» DATASET CONTENT:
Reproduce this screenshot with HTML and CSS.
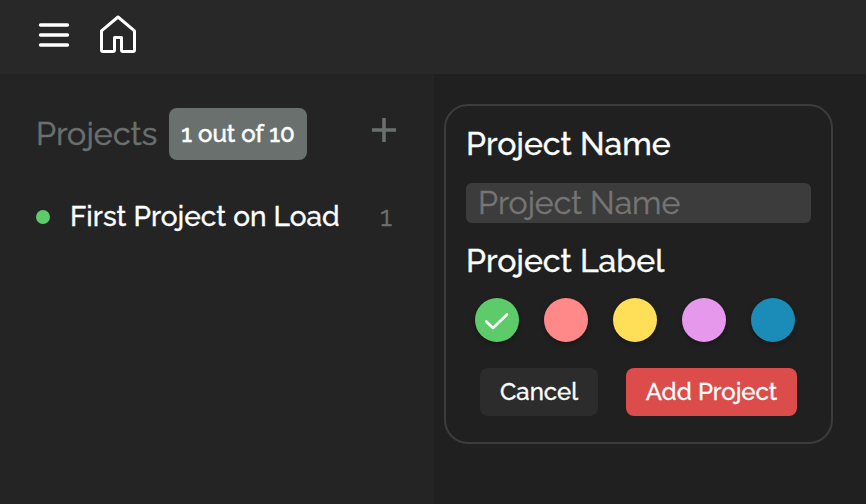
FILE: index.html
```
<!DOCTYPE html>
<html lang="en">
<head>
<meta charset="utf-8">
<title>Projects</title>
<link rel="stylesheet" href="styles.css">
</head>
<body>
<header class="topbar">
  <svg class="menu-icon" width="32" height="26" viewBox="0 0 32 26" fill="none" stroke="#fff" stroke-width="3.4" stroke-linecap="round"><path d="M2.5 3H29.5M2.5 13H29.5M2.5 23H29.5"/></svg>
  <svg class="home-icon" width="38" height="40" viewBox="0 0 38 40" fill="none" stroke="#fff" stroke-width="3" stroke-linejoin="round"><path d="M2.5 16.8L19 3L35.5 16.8V36Q35.5 37.5 34 37.5H24Q22.5 37.5 22.5 36V23.5H15.5V36Q15.5 37.5 14 37.5H4Q2.5 37.5 2.5 36Z"/></svg>
</header>
<div class="layout">
  <aside class="sidebar">
    <div class="heading">
      <h1 class="title">Projects</h1>
      <span class="badge">1 out of 10</span>
      <svg class="plus" width="24" height="24" viewBox="0 0 24 24" stroke="#69706e" stroke-width="3.6"><path d="M12 0V24M0 12H24"/></svg>
    </div>
    <div class="project">
      <span class="dot"></span>
      <span class="project-name">First Project on Load</span>
      <span class="count">1</span>
    </div>
  </aside>
  <main class="content">
    <form class="card">
      <label class="label label-name" for="name">Project Name</label>
      <input class="field" id="name" type="text" placeholder="Project Name">
      <div class="label label-color">Project Label</div>
      <div class="swatches">
        <span class="swatch green"><svg width="44" height="44" viewBox="0 0 44 44" fill="none" stroke="#fff" stroke-width="2.6" stroke-linecap="round" stroke-linejoin="round"><path d="M11.2 23.5L18 30L32 16.5"/></svg></span>
        <span class="swatch red"></span>
        <span class="swatch yellow"></span>
        <span class="swatch pink"></span>
        <span class="swatch blue"></span>
      </div>
      <div class="actions">
        <button class="btn cancel" type="button">Cancel</button>
        <button class="btn add" type="button">Add Project</button>
      </div>
    </form>
  </main>
</div>
</body>
</html>
```
FILE: styles.css
```
* { box-sizing: border-box; }
body {
  margin: 0;
  height: 504px;
  overflow: hidden;
  display: flex;
  flex-direction: column;
  background: #202020;
  color: #fafefd;
  font-family: Raleway, Lato, sans-serif;
  font-weight: 500;
  -webkit-text-stroke: 0.3px;
}
.topbar {
  height: 74px;
  flex: none;
  display: flex;
  align-items: flex-start;
  gap: 29px;
  padding: 14px 0 0 38px;
  background: #282828;
}
.menu-icon { margin-top: 8px; }
.layout { display: flex; flex: 1; }
.sidebar { width: 434px; padding: 34px 38px 0 36px; background: #242424; }
.heading { display: flex; align-items: center; height: 52px; }
.title {
  margin: 0;
  width: 133px;
  font-size: 32px;
  font-weight: 400;
  line-height: 50px;
  letter-spacing: 0.25px;
  white-space: nowrap;
  color: #69706e;
  -webkit-text-stroke: 0.6px;
}
.badge {
  width: 138px;
  height: 52px;
  border-radius: 8px;
  background: #69706e;
  text-align: center;
  font-size: 24px;
  line-height: 52px;
  white-space: nowrap;
  -webkit-text-stroke: 0.5px;
}
.plus { margin: -8px 0 0 auto; }
.project { display: flex; align-items: center; height: 40px; margin-top: 37px; }
.dot { width: 14px; height: 14px; border-radius: 50%; background: #5dcb6a; }
.project-name { margin-left: 20px; font-size: 28px; line-height: 40px; white-space: nowrap; }
.count { margin-left: auto; margin-right: 4px; font-size: 28px; font-weight: 400; color: #69706e; line-height: 40px; }
.content { flex: 1; padding: 30px 0 0 10px; }
.card {
  width: 389px;
  height: 340px;
  padding: 18px 20px 0;
  border: 2px solid #3c3c3c;
  border-radius: 24px;
}
.label { display: block; font-size: 32px; line-height: 40px; white-space: nowrap; }
.field {
  display: block;
  width: 345px;
  height: 40px;
  margin: 19px 0 18px;
  padding: 0 12px 2px;
  border: 0;
  border-radius: 6px;
  background: #3c3c3c;
  color: #fafefd;
  font: 400 32px/38px Raleway, Lato, sans-serif;
  -webkit-text-stroke: 0.4px;
}
.field::placeholder { color: #757575; }
.swatches { display: flex; gap: 25px; margin: 17px 0 0 9px; }
.swatch { width: 44px; height: 44px; border-radius: 50%; box-shadow: 0 2px 5px rgba(0, 0, 0, 0.3); }
.swatch svg { display: block; }
.green { background: #5dcb6a; }
.red { background: #ff8989; }
.yellow { background: #ffdf57; }
.pink { background: #e699ec; }
.blue { background: #1b8bb7; }
.actions { display: flex; gap: 28px; margin: 26px 0 0 14px; }
.btn {
  height: 48px;
  padding: 0 0 1px;
  border: 0;
  border-radius: 8px;
  color: #fafefd;
  font: 500 24px/46px Raleway, Lato, sans-serif;
  white-space: nowrap;
  -webkit-text-stroke: 0.3px;
}
.cancel { width: 118px; background: #2c2c2c; }
.add { width: 171px; background: #db4c4b; }
```
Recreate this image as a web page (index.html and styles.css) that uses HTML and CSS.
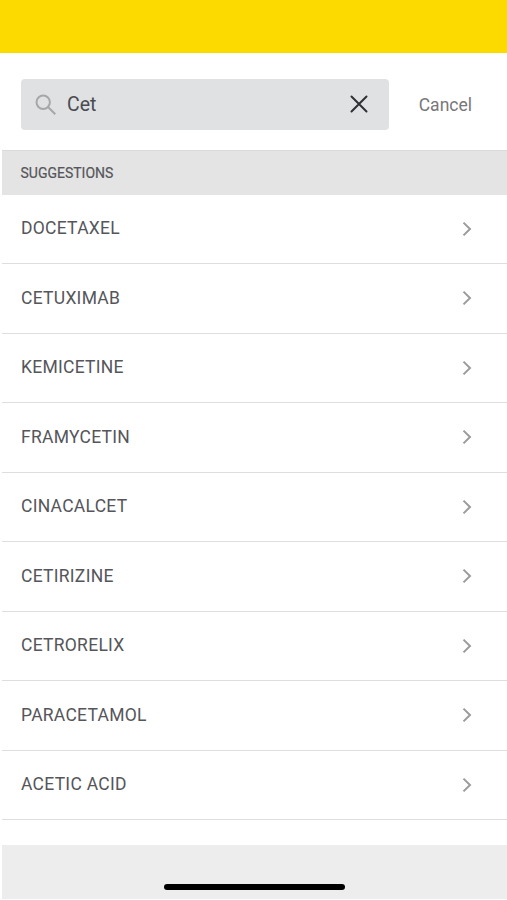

» THE PROBLEM: Print out the whole of the material word for word, without pictures.

» WRITTEN ANSWER:
Reproduce this screenshot with HTML and CSS.
FILE: index.html
```
<!DOCTYPE html>
<html lang="en">
<head>
<meta charset="utf-8">
<title>Projects</title>
<link rel="stylesheet" href="styles.css">
</head>
<body>
<header class="topbar">
  <svg class="menu-icon" width="32" height="26" viewBox="0 0 32 26" fill="none" stroke="#fff" stroke-width="3.4" stroke-linecap="round"><path d="M2.5 3H29.5M2.5 13H29.5M2.5 23H29.5"/></svg>
  <svg class="home-icon" width="38" height="40" viewBox="0 0 38 40" fill="none" stroke="#fff" stroke-width="3" stroke-linejoin="round"><path d="M2.5 16.8L19 3L35.5 16.8V36Q35.5 37.5 34 37.5H24Q22.5 37.5 22.5 36V23.5H15.5V36Q15.5 37.5 14 37.5H4Q2.5 37.5 2.5 36Z"/></svg>
</header>
<div class="layout">
  <aside class="sidebar">
    <div class="heading">
      <h1 class="title">Projects</h1>
      <span class="badge">1 out of 10</span>
      <svg class="plus" width="24" height="24" viewBox="0 0 24 24" stroke="#69706e" stroke-width="3.6"><path d="M12 0V24M0 12H24"/></svg>
    </div>
    <div class="project">
      <span class="dot"></span>
      <span class="project-name">First Project on Load</span>
      <span class="count">1</span>
    </div>
  </aside>
  <main class="content">
    <form class="card">
      <label class="label label-name" for="name">Project Name</label>
      <input class="field" id="name" type="text" placeholder="Project Name">
      <div class="label label-color">Project Label</div>
      <div class="swatches">
        <span class="swatch green"><svg width="44" height="44" viewBox="0 0 44 44" fill="none" stroke="#fff" stroke-width="2.6" stroke-linecap="round" stroke-linejoin="round"><path d="M11.2 23.5L18 30L32 16.5"/></svg></span>
        <span class="swatch red"></span>
        <span class="swatch yellow"></span>
        <span class="swatch pink"></span>
        <span class="swatch blue"></span>
      </div>
      <div class="actions">
        <button class="btn cancel" type="button">Cancel</button>
        <button class="btn add" type="button">Add Project</button>
      </div>
    </form>
  </main>
</div>
</body>
</html>
```
FILE: styles.css
```
* { box-sizing: border-box; }
body {
  margin: 0;
  height: 504px;
  overflow: hidden;
  display: flex;
  flex-direction: column;
  background: #202020;
  color: #fafefd;
  font-family: Raleway, Lato, sans-serif;
  font-weight: 500;
  -webkit-text-stroke: 0.3px;
}
.topbar {
  height: 74px;
  flex: none;
  display: flex;
  align-items: flex-start;
  gap: 29px;
  padding: 14px 0 0 38px;
  background: #282828;
}
.menu-icon { margin-top: 8px; }
.layout { display: flex; flex: 1; }
.sidebar { width: 434px; padding: 34px 38px 0 36px; background: #242424; }
.heading { display: flex; align-items: center; height: 52px; }
.title {
  margin: 0;
  width: 133px;
  font-size: 32px;
  font-weight: 400;
  line-height: 50px;
  letter-spacing: 0.25px;
  white-space: nowrap;
  color: #69706e;
  -webkit-text-stroke: 0.6px;
}
.badge {
  width: 138px;
  height: 52px;
  border-radius: 8px;
  background: #69706e;
  text-align: center;
  font-size: 24px;
  line-height: 52px;
  white-space: nowrap;
  -webkit-text-stroke: 0.5px;
}
.plus { margin: -8px 0 0 auto; }
.project { display: flex; align-items: center; height: 40px; margin-top: 37px; }
.dot { width: 14px; height: 14px; border-radius: 50%; background: #5dcb6a; }
.project-name { margin-left: 20px; font-size: 28px; line-height: 40px; white-space: nowrap; }
.count { margin-left: auto; margin-right: 4px; font-size: 28px; font-weight: 400; color: #69706e; line-height: 40px; }
.content { flex: 1; padding: 30px 0 0 10px; }
.card {
  width: 389px;
  height: 340px;
  padding: 18px 20px 0;
  border: 2px solid #3c3c3c;
  border-radius: 24px;
}
.label { display: block; font-size: 32px; line-height: 40px; white-space: nowrap; }
.field {
  display: block;
  width: 345px;
  height: 40px;
  margin: 19px 0 18px;
  padding: 0 12px 2px;
  border: 0;
  border-radius: 6px;
  background: #3c3c3c;
  color: #fafefd;
  font: 400 32px/38px Raleway, Lato, sans-serif;
  -webkit-text-stroke: 0.4px;
}
.field::placeholder { color: #757575; }
.swatches { display: flex; gap: 25px; margin: 17px 0 0 9px; }
.swatch { width: 44px; height: 44px; border-radius: 50%; box-shadow: 0 2px 5px rgba(0, 0, 0, 0.3); }
.swatch svg { display: block; }
.green { background: #5dcb6a; }
.red { background: #ff8989; }
.yellow { background: #ffdf57; }
.pink { background: #e699ec; }
.blue { background: #1b8bb7; }
.actions { display: flex; gap: 28px; margin: 26px 0 0 14px; }
.btn {
  height: 48px;
  padding: 0 0 1px;
  border: 0;
  border-radius: 8px;
  color: #fafefd;
  font: 500 24px/46px Raleway, Lato, sans-serif;
  white-space: nowrap;
  -webkit-text-stroke: 0.3px;
}
.cancel { width: 118px; background: #2c2c2c; }
.add { width: 171px; background: #db4c4b; }
```
Recreate this image as a web page (index.html and styles.css) that uses HTML and CSS.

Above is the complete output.